The 10 Key Capabilities of Next-Generation Project Managers
To succeed today, project managers need more skills and capabilities than ever before. It's no longer enough to be fluent in project management best practices, tools and methodologies.
CIO — Project managers might just have the toughest job in IT, responsible as they are for ensuring that high-stakes IT projects are completed on time and on budget. According to a new report from Forrester Research, the project manager's role is getting even more demanding and difficult to fill.
It's no longer enough for project managers to possess good people skills and to be fluent in project management best practices, tools and methodologies. To succeed—and get hired—today, project managers need enhanced leadership skills; they need to be flexible and focused on business value; and they increasingly need to be familiar with Agile software development methodologies, writes Forrester Analyst Mary Gerush in Define, Hire and Develop Your Next Generation Project Managers. A former IT project manager herself, Gerush and colleagues interviewed IT professionals and project management experts from a variety of organizations, including Chevron, Microsoft and LiquidPlanner, for the report.
[ See also The Six Attributes of Successful Project Managers ]
Gerush notes that shifting business conditions are changing the role of the project manager and the skills associated with it. "Organizations are striving to achieve faster [software] delivery without diminishing quality or increasing cost," she writes.

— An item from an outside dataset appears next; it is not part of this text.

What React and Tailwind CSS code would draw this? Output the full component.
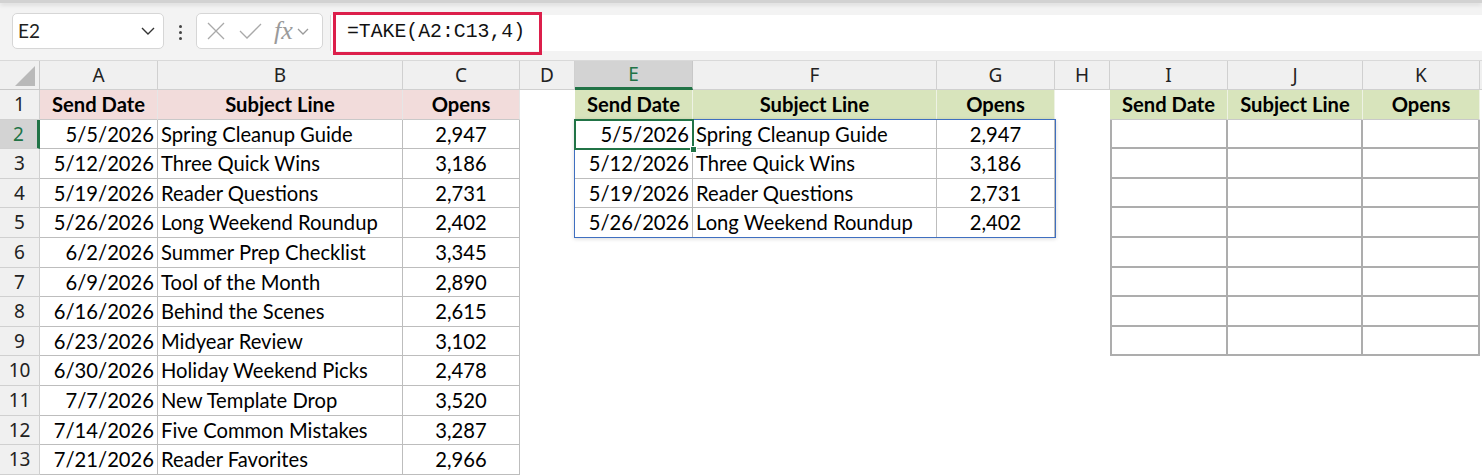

As a result, she observes, they're moving from traditional software development methodologies to more Agile ones.
The move to Agile software development "shifts the role of the project manager from a director to a facilitator," writes Gerush, because Agile development methodologies rely on self-managed, cross-functional teams. In an Agile software delivery environment, the traditional command-and-control approach of project managers is counter-productive, Gerush notes. Instead of defining roles and making sure team members are following project management processes and procedures to a T, next generation project managers need to focus on improving collaboration and removing obstacles and distractions so that project team members can get their work done on time and on budget.
[ For more on Agile, see Agile: Friend or Foe to Project Management and Agile Rising. ]
Another trend changing the role of the project manager is the need for companies to make business and IT processes leaner. "As organizations realize that traditional software delivery methods are bloated with processes and artifacts that add little or no value, they are trending toward Lean Software—and this transition will significantly change how they deliver projects," writes Gerush. "Project management offices (PMOs) are looking for ways to streamline their processes to focus on value and eliminate unnecessary effort and documentation; project managers must adapt to communicating more while documenting less." That means project managers need to be flexible enough to adapt their approaches to the needs of the business. It also means they need even stronger communication skills than in the past.
As companies distribute their software development around the world, the project manager's ability to communicate with and relate to people from different cultures becomes even more important.